When I first started preparing for the PMI-PMP exam, I honestly believed success would come from memorizing frameworks, formulas, and process groups.
Like many professionals, I thought PMI was mainly testing my knowledge and my past experience. I was wrong.
The deeper I went into mock tests, situational questions, and real project discussions, the more I realized something uncomfortable:
PMI is not really checking whether you can remember terms.
It is checking how you think when things start going wrong.
And that realization completely changed the way I looked at project management.
For years, I had worked on projects where speed mattered more than structure. Clients wanted faster delivery. Teams were overloaded. Stakeholders changed priorities overnight. Escalations happened emotionally. Decisions were often reactive.
In many organizations, surviving the week becomes more important than following ideal project management practices.
So naturally, when I started answering PMP questions, I often found myself choosing options that felt “practical” from real-world experience.
But PMI kept telling me I was wrong. At first, that frustrated me.
Then I slowly understood what PMI was actually trying to teach.
PMI’s mindset is not about becoming robotic or theoretical. It is about becoming disciplined in judgment. That is the real exam.
The PMP exam constantly pushes you into uncomfortable situations where every option looks partially correct. A stakeholder is angry. A team member is underperforming. A sprint is slipping. A vendor has failed. A risk has become an issue.
And in those moments, PMI wants to know something very specific: Can you respond as a professional leader rather than react emotionally?
That single shift changed everything for me.
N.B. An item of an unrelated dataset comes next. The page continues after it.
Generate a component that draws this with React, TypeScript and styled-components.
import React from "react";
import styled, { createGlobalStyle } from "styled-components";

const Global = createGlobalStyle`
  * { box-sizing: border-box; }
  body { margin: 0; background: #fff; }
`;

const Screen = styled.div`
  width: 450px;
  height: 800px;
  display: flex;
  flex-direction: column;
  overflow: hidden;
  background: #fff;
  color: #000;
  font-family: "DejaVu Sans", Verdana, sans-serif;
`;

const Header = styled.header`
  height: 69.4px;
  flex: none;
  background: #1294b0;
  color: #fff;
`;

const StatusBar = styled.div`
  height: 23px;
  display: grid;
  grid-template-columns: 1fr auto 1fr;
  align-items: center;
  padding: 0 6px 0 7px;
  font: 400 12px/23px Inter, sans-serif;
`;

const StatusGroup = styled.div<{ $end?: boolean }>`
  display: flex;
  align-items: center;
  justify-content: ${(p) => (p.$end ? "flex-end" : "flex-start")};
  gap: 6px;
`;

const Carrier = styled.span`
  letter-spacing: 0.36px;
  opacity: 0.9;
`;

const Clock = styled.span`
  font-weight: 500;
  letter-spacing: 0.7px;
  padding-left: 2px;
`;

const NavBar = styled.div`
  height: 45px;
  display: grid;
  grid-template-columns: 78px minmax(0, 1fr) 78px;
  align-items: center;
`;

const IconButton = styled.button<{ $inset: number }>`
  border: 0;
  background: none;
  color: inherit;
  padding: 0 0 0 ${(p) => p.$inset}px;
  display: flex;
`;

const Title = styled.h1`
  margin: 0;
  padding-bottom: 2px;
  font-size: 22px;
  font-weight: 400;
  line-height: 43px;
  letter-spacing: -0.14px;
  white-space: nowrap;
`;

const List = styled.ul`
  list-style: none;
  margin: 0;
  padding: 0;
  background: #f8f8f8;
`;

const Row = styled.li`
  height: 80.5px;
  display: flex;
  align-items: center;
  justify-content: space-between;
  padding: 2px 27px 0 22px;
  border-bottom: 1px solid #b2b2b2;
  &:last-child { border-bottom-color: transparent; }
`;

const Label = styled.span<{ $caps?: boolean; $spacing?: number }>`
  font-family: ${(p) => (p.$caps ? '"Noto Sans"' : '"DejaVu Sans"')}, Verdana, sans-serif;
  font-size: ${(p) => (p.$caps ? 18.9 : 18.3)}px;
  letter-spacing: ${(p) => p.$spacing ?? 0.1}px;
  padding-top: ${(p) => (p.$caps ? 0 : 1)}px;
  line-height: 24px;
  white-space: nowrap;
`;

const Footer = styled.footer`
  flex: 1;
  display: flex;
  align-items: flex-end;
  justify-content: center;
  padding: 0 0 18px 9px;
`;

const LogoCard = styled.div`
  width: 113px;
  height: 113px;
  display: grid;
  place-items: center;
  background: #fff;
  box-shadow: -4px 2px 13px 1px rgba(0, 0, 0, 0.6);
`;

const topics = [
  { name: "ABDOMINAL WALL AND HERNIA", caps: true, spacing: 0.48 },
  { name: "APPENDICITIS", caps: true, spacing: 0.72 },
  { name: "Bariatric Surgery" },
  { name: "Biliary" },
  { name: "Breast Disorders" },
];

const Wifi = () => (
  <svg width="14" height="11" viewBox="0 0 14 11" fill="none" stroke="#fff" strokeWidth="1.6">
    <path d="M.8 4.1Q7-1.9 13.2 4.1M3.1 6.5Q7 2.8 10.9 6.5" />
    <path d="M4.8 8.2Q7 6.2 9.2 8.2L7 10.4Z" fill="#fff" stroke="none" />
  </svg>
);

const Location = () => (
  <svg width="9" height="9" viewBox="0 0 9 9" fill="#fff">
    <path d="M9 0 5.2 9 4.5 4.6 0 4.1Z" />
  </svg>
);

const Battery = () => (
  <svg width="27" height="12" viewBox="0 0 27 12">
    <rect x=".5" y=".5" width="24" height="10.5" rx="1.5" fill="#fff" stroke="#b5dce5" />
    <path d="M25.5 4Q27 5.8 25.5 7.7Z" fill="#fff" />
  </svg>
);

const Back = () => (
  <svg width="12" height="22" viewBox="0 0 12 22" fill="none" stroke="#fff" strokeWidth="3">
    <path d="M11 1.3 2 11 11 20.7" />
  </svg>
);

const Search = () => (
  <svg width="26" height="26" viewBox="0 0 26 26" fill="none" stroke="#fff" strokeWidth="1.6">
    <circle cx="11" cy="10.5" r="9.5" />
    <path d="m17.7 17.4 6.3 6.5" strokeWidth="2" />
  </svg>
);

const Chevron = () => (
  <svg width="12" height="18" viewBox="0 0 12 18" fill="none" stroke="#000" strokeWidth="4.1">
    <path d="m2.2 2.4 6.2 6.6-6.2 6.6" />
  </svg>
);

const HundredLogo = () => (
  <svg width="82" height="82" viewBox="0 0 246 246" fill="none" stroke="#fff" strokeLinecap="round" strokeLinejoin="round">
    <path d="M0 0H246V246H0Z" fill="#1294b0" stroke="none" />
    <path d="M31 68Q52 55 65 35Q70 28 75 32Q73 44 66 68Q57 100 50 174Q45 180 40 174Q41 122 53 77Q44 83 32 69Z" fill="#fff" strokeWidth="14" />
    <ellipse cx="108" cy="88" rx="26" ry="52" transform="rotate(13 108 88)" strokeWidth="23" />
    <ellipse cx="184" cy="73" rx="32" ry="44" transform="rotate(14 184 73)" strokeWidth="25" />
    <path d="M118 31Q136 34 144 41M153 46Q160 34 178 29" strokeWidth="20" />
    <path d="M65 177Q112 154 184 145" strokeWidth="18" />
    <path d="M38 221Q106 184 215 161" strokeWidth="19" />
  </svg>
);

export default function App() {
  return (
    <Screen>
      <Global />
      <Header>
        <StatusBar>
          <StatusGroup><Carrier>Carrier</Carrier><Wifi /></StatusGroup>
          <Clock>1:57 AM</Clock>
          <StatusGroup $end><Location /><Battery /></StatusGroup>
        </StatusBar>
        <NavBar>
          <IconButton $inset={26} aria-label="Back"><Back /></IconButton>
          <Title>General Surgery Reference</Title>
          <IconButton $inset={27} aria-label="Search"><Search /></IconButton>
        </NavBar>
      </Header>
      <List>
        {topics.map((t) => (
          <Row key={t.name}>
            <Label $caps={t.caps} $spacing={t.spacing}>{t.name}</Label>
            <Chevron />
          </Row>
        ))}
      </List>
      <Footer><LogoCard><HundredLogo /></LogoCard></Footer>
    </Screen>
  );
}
I started noticing patterns in PMI’s thinking.
PMI prefers proactive behavior over reactive firefighting.
- Instead of waiting for escalation, identify the issue early.
- Instead of blaming the team, understand the root cause.
- Instead of immediately escalating upward, first attempt resolution at your level.
- Instead of making assumptions, gather information.
- Instead of protecting ego, protect project value.
Once I began seeing these patterns, the PMP exam no longer felt random.
The questions started feeling psychological.
One of the biggest mindset shifts for me was understanding stakeholder thinking.
In many real projects, teams become output-focused. Finish the task. Close the ticket. Deliver the feature. But PMI repeatedly pushes you to think beyond delivery.
- Does the stakeholder understand the impact?
- Was communication clear?
- Did the decision increase trust?
- Did the action align with business value?
That is why, in many PMP questions, technically correct actions are still considered wrong if communication or stakeholder engagement was ignored.
And honestly, that reflects real leadership more than most people realize. A project manager who delivers but damages relationships creates future problems.
PMI understands that.
Another major lesson was around escalation.
In corporate environments, escalation sometimes becomes a shortcut. People escalate too early to avoid responsibility or protect themselves politically.
But PMI’s mindset is different.
- First collaborate.
- Then analyze.
- Then communicate to solve.
- Then attempt resolution.
- Then escalate only when necessary.
That sequence matters. The exam trains you to think like someone who stabilizes situations instead of amplifying chaos.
I also realized PMI strongly values emotional maturity, even if it never directly says so. Many PMP questions are actually testing composure.
- How do you react under pressure?
- Do you create panic?
- Do you make assumptions?
- Do you isolate stakeholders?
- Do you ignore the team?
- Or do you slow down, gather facts, communicate calmly, and move systematically?
That is PMI thinking. And strangely enough, once I started applying this mindset at work, I noticed something important.
- Conflicts reduced.
- Meetings became more structured.
- Conversations became less emotional.
- Teams felt safer discussing problems early.
- Even difficult stakeholders responded differently when communication became proactive instead of defensive.
The PMP mindset slowly started improving my real-world leadership – not because PMI is perfect, but because structured thinking reduces unnecessary damage during uncertainty.
Of course, real-world project management is still messier than exam scenarios.
- Budgets get cut.
- Leadership changes priorities overnight.
- Politics exists.
- Clients become unreasonable.
- Teams burn out.
No certification can magically solve that. But the PMI mindset gives something extremely valuable:
A professional framework for decision-making under pressure.
And that is what many professionals misunderstand about PMP.
It is not just a certification in project management. It is training for judgment.
The more I reflect on it, the more I feel PMI is trying to develop project leaders who think long-term rather than react short-term.
- Leaders who create alignment instead of confusion.
- Leaders who reduce risk instead of increasing panic.
- Leaders who communicate before situations explode.
My final view on PMI-PMP

I often tell aspiring PMI-PMP professionals something very simple:
- Don’t just study the processes.
- Study the behavior behind the processes.
Because eventually, the exam is not asking “Do you know project management?” It is asking, “Can people trust your judgment when projects become difficult?”
And honestly, that question matters far beyond the PMP exam itself.